View Full Version : Corrections seeks additional $27 million next fiscal year

09-09-2004, 09:08 PM

Posted on Thu, Sep. 09, 2004

Associated Press

JACKSON, Miss. - Corrections Commissioner Chris Epps says he needs a 10 percent budget increase of $27 million to keep up with prison population growth.

Epps told the Joint Legislative Budget Committee on Thursday the number of prisoners has grown more rapidly than expected. For instance, in fiscal year 2003, the projection was that the prison system would receive 608 new inmates. The actual growth was 1,265. The next year, the system gained 53 more inmates than projected.

"When you've got more coming in than going out, it causes problems," Epps said.

Lawmakers appropriated $266 million for the state Department of Corrections for the current fiscal year, but Epps has made a $9.9 million deficit request. Epps said he needs $303 million for fiscal 2006, which begins next July 1.

Legislative budget writers are listening to agency requests this month to prepare a spending plan for fiscal year 2006.

Rep. Steve Holland, D-Plantersville, asked Epps why his agency didn't pay a $6 million debt to the University of Mississippi Medical Center for treating inmates. Holland said the 2004 Legislature appropriated the money.

"UMC is in trouble because it never got the money," Holland said. "I think this was above your head, quite frankly."

Epps said the Department of Finance and Administration told him the $6 million was placed in the state's contingency fund.

"It never came to the Mississippi Department of Corrections," Epps said.

Epps informed lawmakers about the various cost-saving measures his agency has started. He said the agency will save $10 million through terminations and a reorganization made possible from a law passed this year. He said other bills passed earlier this year, including those designed to relieve overcrowding, will save another $6.2 million.

The prison system had 21,176 inmates incarcerated as of Sept. 1, and 24,839 on house arrest.

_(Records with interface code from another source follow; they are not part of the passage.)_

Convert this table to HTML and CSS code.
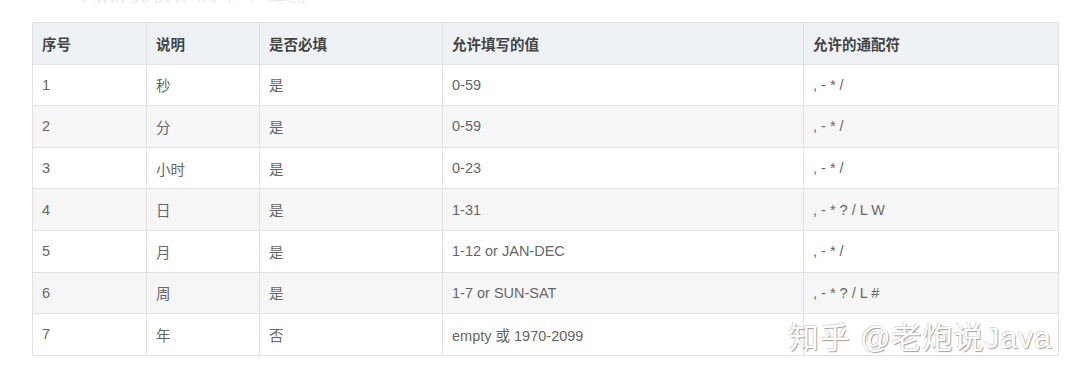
FILE: index.html
```html
<!DOCTYPE html>
<html lang="zh-CN">
<head>
  <meta charset="UTF-8" />
  <meta name="viewport" content="width=device-width, initial-scale=1.0"/>
  <title>Cron 表达式字段</title>
  <link rel="stylesheet" href="styles.css">
</head>
<body>

  <div class="cut-line"><span>Cron 表达式 的 七个 字段</span></div>

  <div class="wrap">
    <table class="cron-table">
      <colgroup>
        <col class="c1"><col class="c2"><col class="c3"><col class="c4"><col class="c5">
      </colgroup>
      <thead>
        <tr><th>序号</th><th>说明</th><th>是否必填</th><th>允许填写的值</th><th>允许的通配符</th></tr>
      </thead>
      <tbody>
        <tr><td>1</td><td>秒</td><td>是</td><td>0-59</td><td>, - * /</td></tr>
        <tr><td>2</td><td>分</td><td>是</td><td>0-59</td><td>, - * /</td></tr>
        <tr><td>3</td><td>小时</td><td>是</td><td>0-23</td><td>, - * /</td></tr>
        <tr><td>4</td><td>日</td><td>是</td><td>1-31</td><td>, - * ? / L W</td></tr>
        <tr><td>5</td><td>月</td><td>是</td><td>1-12 or JAN-DEC</td><td>, - * /</td></tr>
        <tr><td>6</td><td>周</td><td>是</td><td>1-7 or SUN-SAT</td><td>, - * ? / L #</td></tr>
        <tr><td>7</td><td>年</td><td>否</td><td>empty 或 1970-2099</td><td></td></tr>
      </tbody>
    </table>
    <div class="watermark">知乎 @老炮说Java</div>
  </div>

</body>
</html>
```

FILE: styles.css
```css
body {
  font-family: "Liberation Sans", "Noto Sans CJK SC", sans-serif;
  background-color: #fff;
  margin: 0;
  padding: 0;
}
.cut-line {
  height: 3px;
  overflow: hidden;
  padding-left: 82px;
  font-size: 20px;
  line-height: 10px;
  color: #ebebeb;
}
.cut-line span {
  display: block;
  margin-top: -6px;
}
.wrap {
  position: relative;
  margin: 19px 0 0 32px;
  width: 1026px;
}
.cron-table {
  width: 1026px;
  border-collapse: collapse;
  table-layout: fixed;
  font-size: 14.5px;
}
.c1 { width: 114px; }
.c2 { width: 113px; }
.c3 { width: 183px; }
.c4 { width: 361px; }
.c5 { width: 255px; }
.cron-table th,
.cron-table td {
  border: 1px solid #e2e2e2;
  height: 40.6px;
  padding: 0 9px;
  text-align: left;
  vertical-align: middle;
}
.cron-table th {
  background-color: #eff2f5;
  color: #444;
  font-weight: bold;
}
.cron-table td {
  color: #666;
}
.cron-table tbody tr:nth-child(even) td {
  background-color: #f6f6f6;
}
.watermark {
  position: absolute;
  right: 6px;
  bottom: -1px;
  font-size: 30px;
  color: #fff;
  letter-spacing: 1px;
  text-shadow: 1px 1px 1px #a0a0a0, -1px -1px 0 #dcdcdc;
}
```
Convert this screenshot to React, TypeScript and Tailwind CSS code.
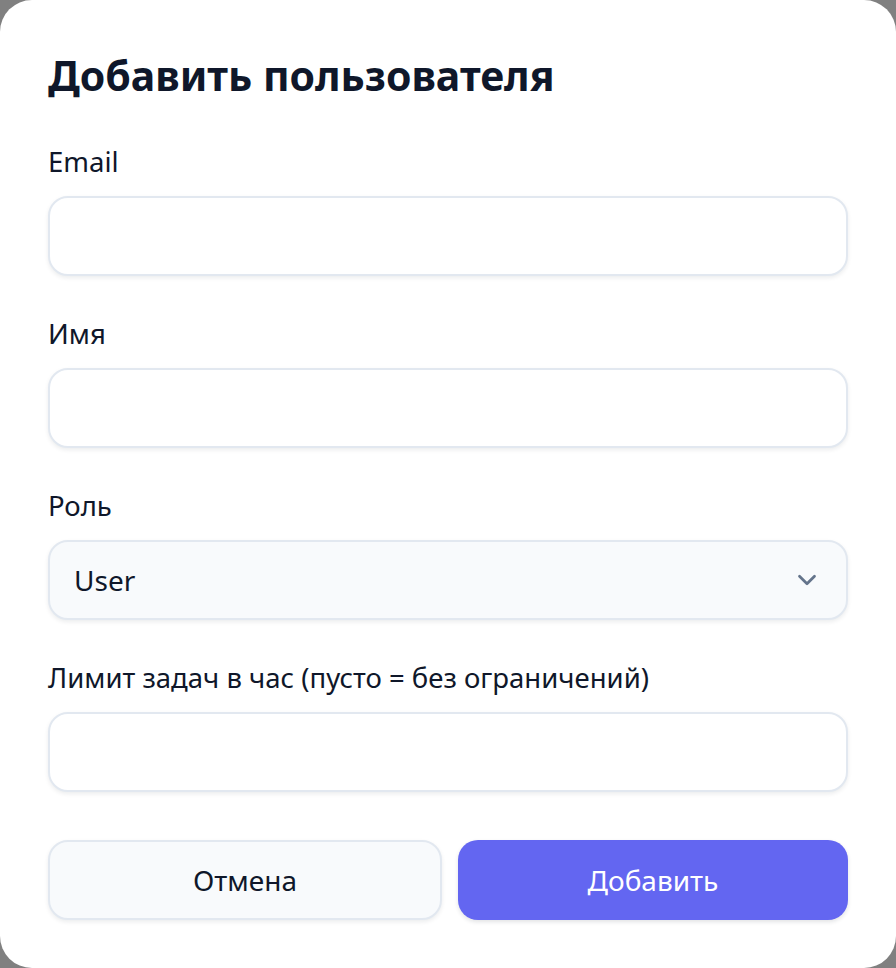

Epps said the average prison stay is 4.2 years. He said the national average is 3.5 years.

Epps said his budget could be reduced if lawmakers were to pass legislation setting "strategic sentencing guidelines." He said it's difficult to predict how many inmates will enter the system when convicted felons get different punishments for the same crime.

Also asking for a budget increase on Thursday was Attorney General Jim Hood. His office received $6.97 million in state funding this fiscal year. Hood is asking for a $7.8 million budget next year.

Hood said he's lost 12 staff attorneys since January. He told lawmakers he wants funding to fill all 17 vacancies in his office.

Hood said he has been relying on special funds, such as fines paid for penalties, to fill agency budget holes, but "the special funds are drying up."